Twoja sprawa jeśli uważasz, że obrona grała słabo (i że to pewnie tylko jej zasługa, że przegraliśmy ). Ja dalej twierdzę, że zawalił cały zespół... bo się nie wspomagał wzajemnie (przy dużym udziale trenera).
Nie mogę się zgodzić z [cytuj]Tylko nieskuteczność napastników Niemiec i interwencje Boruca nas od tego uratowały.[/quote] bo wychodzi na to, iż byliśmy "chłopcami do bicia", a tak zdecydowanie i kategorycznie nie było.
Ostatnio edytowany przez Beavis (2006-06-16 16:00:35)
Offline
Hymmm to w takim razie uważasz, że w futbolu (nawet tym na najwyższym poziomie) stworzenie sobie akcji=gol? Ja jeszcze nie widziałem drużyny, która seryjnie (mecz po meczu) mogłaby pochwalić się 100% skutecznością .
Nic takiego nie powiedziałem. Ale nie stwarzanie sobie nawet sytuacji to chyba nie jest droga do wygrania meczu (a już na pewno do wyjścia z grupy).
Zgadzam sie z tym, że zawalił cały zespół, dlatego nie można powiedzieć, że ktoś grał dobrze.
A chłopcami do bicia niestety będziemy. Jeśli dalej sobie nie będziemy stwarzać nawet okazji, możemy w każdym meczu liczyć najwyżej na 0:0.
Offline
lb333, to, że nie strzelamy goli to pewnie też wina obrony, co? A szczególnie Żewłakowa...

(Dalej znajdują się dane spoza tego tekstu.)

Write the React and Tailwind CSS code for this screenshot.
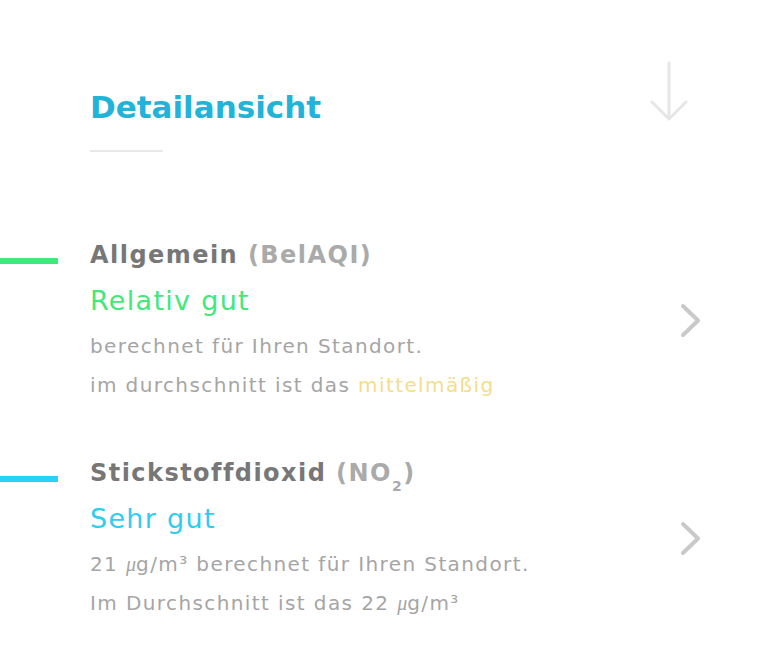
const Mu = () => <span className="italic font-['Liberation_Serif',serif] tracking-normal">μ</span>;

function Chevron() {
  return (
    <svg width="24" height="40" viewBox="0 0 24 40" className="shrink-0 mr-[57px] mb-[6px]">
      <path d="M5 6 L20 20.5 L5 35" fill="none" stroke="#c9c9c9" strokeWidth="4" strokeLinecap="round" strokeLinejoin="round" />
    </svg>
  );
}

function Section({ barColor, title, status, statusColor, lines, className = '' }) {
  return (
    <div className={`flex items-center ${className}`}>
      <div className="w-[58px] self-stretch shrink-0">
        <div className={`h-[6px] mt-[18px] ${barColor}`} />
      </div>
      <div className="ml-[32px] flex-1">
        <h2 className="text-[24px] leading-[30px] font-bold tracking-[1.45px]">{title}</h2>
        <p className={`text-[27px] leading-[32px] mt-[15px] tracking-[1.3px] ${statusColor}`}>{status}</p>
        <div className="mt-[10px] text-[20px] leading-[39px] text-[#a5a5a5] tracking-[1.4px]">{lines}</div>
      </div>
      <Chevron />
    </div>
  );
}

export default function App() {
  return (
    <div className="min-h-screen bg-white pt-[61px] pb-10 font-['DejaVu_Sans',sans-serif]">
      <div className="flex justify-between items-start pl-[90px] pr-[70px]">
        <div className="mt-[26px]">
          <h1 className="text-[31px] leading-[40px] font-bold text-[#22b3d8]">Detailansicht</h1>
          <div className="mt-[23px] w-[73px] h-[2px] bg-[#e8e8e8]" />
        </div>
        <svg width="40" height="60" viewBox="0 0 40 60">
          <path d="M20 2 V57 M3 41 L20 58 L37 41" fill="none" stroke="#e6e6e6" strokeWidth="3" strokeLinecap="round" strokeLinejoin="round" />
        </svg>
      </div>

      <Section
        className="mt-[88px]"
        barColor="bg-[#3eeb78]"
        title={<><span className="text-[#777777]">Allgemein</span> <span className="text-[#aaaaaa]">(BelAQI)</span></>}
        status="Relativ gut"
        statusColor="text-[#40e97c]"
        lines={<>
          <p>berechnet für Ihren Standort.</p>
          <p>im durchschnitt ist das <span className="text-[#f2de8c]">mittelmäßig</span></p>
        </>}
      />

      <Section
        className="mt-[53px]"
        barColor="bg-[#2ad0f5]"
        title={<><span className="text-[#777777]">Stickstoffdioxid</span> <span className="text-[#aaaaaa]">(NO<sub className="text-[14px] align-[-6px]">2</sub>)</span></>}
        status="Sehr gut"
        statusColor="text-[#2dcdf2]"
        lines={<>
          <p>21 <Mu />g/m³ berechnet für Ihren Standort.</p>
          <p>Im Durchschnitt ist das 22 <Mu />g/m³</p>
        </>}
      />
    </div>
  );
}
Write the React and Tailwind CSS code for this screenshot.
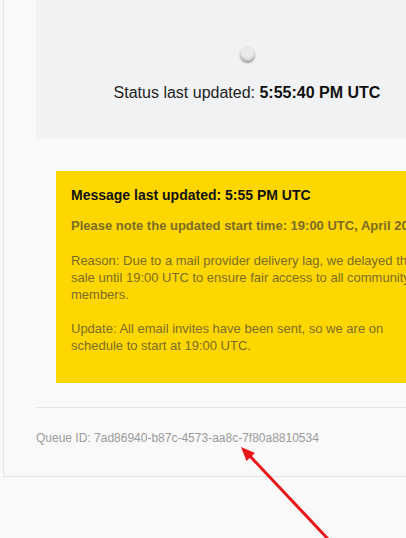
import React from "react";

export default function App() {
  return (
    <div className="relative w-[406px] h-[538px] overflow-hidden bg-[#f9f9f9] font-['Liberation_Sans',Arial,sans-serif]">
      <div className="ml-[3px] w-[488px] border border-t-0 border-[#e4e4e4] bg-[#f9f9f9] px-8 pb-[31px]">
        <div className="h-[138px] bg-[#f1f2f4] flex flex-col items-center pt-[46px]">
          <div className="w-[15px] h-[15px] rounded-full bg-[#e9e9e9] shadow-[inset_0_-2px_2px_rgba(0,0,0,0.12),0_2px_2px_rgba(0,0,0,0.35)]" />
          <div className="mt-[23px] text-[16px] leading-[18px] text-[#222]">
            Status last updated: <span className="font-bold text-[#111]">5:55:40 PM UTC</span>
          </div>
        </div>
        <div className="mx-5 mt-[33px] bg-[#ffd700] px-[15px] pt-[16px] pb-[29px] text-[13px] leading-[17px]">
          <p className="text-[14px] font-bold text-[#111] mb-[13px] whitespace-nowrap">Message last updated: 5:55 PM UTC</p>
          <p className="font-bold text-[#7b6c28] mb-[18px] whitespace-nowrap">Please note the updated start time: 19:00 UTC, April 20.</p>
          <p className="text-[#7b6c28] mb-[17px]">
            Reason: Due to a mail provider delivery lag, we delayed the sale until 19:00 UTC to ensure fair access to all community members.
          </p>
          <p className="text-[#7b6c28]">
            Update: All email invites have been sent, so we are on schedule to start at 19:00 UTC.
          </p>
        </div>
        <div className="mt-[24px] border-t border-[#e6e6e6]" />
        <div className="pt-[23px] text-[12px] leading-[14px] text-[#9a9a9a]">
          Queue ID: 7ad86940-b87c-4573-aa8c-7f80a8810534
        </div>
      </div>
      <svg className="absolute left-0 top-0" width="406" height="538" viewBox="0 0 406 538">
        <line x1="328" y1="539" x2="249" y2="455" stroke="#e8161b" strokeWidth="3" />
        <polygon points="241,447 246.5,461 255,453" fill="#e8161b" />
      </svg>
    </div>
  );
}
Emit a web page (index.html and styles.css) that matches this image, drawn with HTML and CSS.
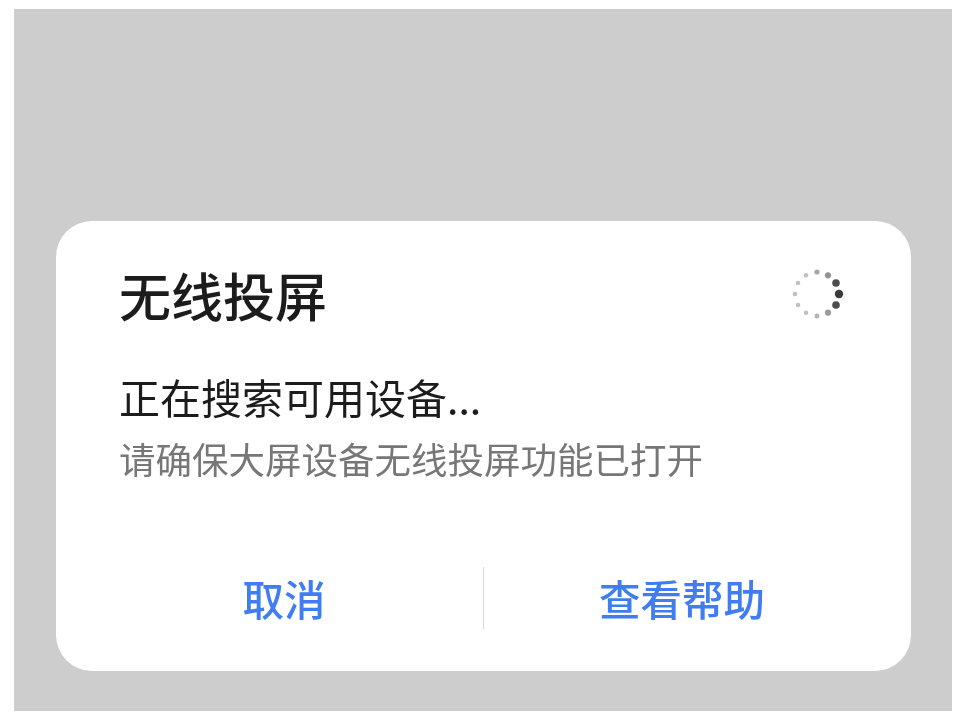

Akcją stroną Żewłakowa szły głównie wtedy, kiedy nie zdążył wrócić po włączeniu sie do akcji ofensywnej, a lewy pomocnik, czyli Krzynówek, który powinien wtedy go asekurować, bujał gdzieś w obłokach.
Nie było dziury między obroną a pomocą? To zdecydowanie oglądałeś inny mecz ode mnie. Niemcy w okolicach 30 metra harcowali sobie swobodnie, bo pomocnicy nie wracali za nimi, a obrona jeszcze do nich nie doskakiwała. Popatrz sobie na inne reprezentacje, choćby na właśnie grającą Argentynę, to zrozumiesz, że obrony nie zostawia się samej sobie. Wracam na mecz:)
Edit: Chyba wiem, skąd Twoje inne postrzeganie meczu, piszesz:
[cytuj]Nie. Jak już doszli do sytuacji, to jest to błąd obrony. A, że wcześniej minęli inne formacje, to znaczy, że cały zespół grał chu**wo (a, bo jak się zdenerwuję...).[/quote]
Tylko, że we współczesnej piłce nie można mówić o tym, że najpierw minęło się jedną formację, później obronę i stąd wnioskować o błędach. Tak było kiedyś, ale od pewnego czasu dominuje zupełnie inne spojrzenie na piłkę.:)
Ostatnio edytowany przez phenix (2006-06-16 16:25:04)
Offline
Nic takiego nie powiedziałem. Ale nie stwarzanie sobie nawet sytuacji to chyba nie jest droga do wygrania meczu (a już na pewno do wyjścia z grupy).
Zgadzam sie z tym, że zawalił cały zespół, dlatego nie można powiedzieć, że ktoś grał dobrze.
A chłopcami do bicia niestety będziemy. Jeśli dalej sobie nie będziemy stwarzać nawet okazji, możemy w każdym meczu liczyć najwyżej na 0:0.
I ja się zgadzam, z tym, że trzeba dążyć do sytuacji bramkowych, bo faktycznie jedynie co to 0:0 może być (lub gorzej).
Więcej optymizmu... na pewno nie jesteśmy tacy słabi... w końcu to są Mistrzostwa Świata i nie ma tutaj przypadkowych drużyn - każda z nich musiała sobie sama zapracować. A to że nasza kadra nie została odpowiednio przygotowana do zawodów to tylko pożałować . Niektórzy muszą stracić stołki (i wcale nie mam tu na myśli Janasa ), bo jak na 40 mln naród to poziom gry powinien być nieco lepszy... nie od dziś kopiemy w piłkę, żeby się nie znać na tych klockach.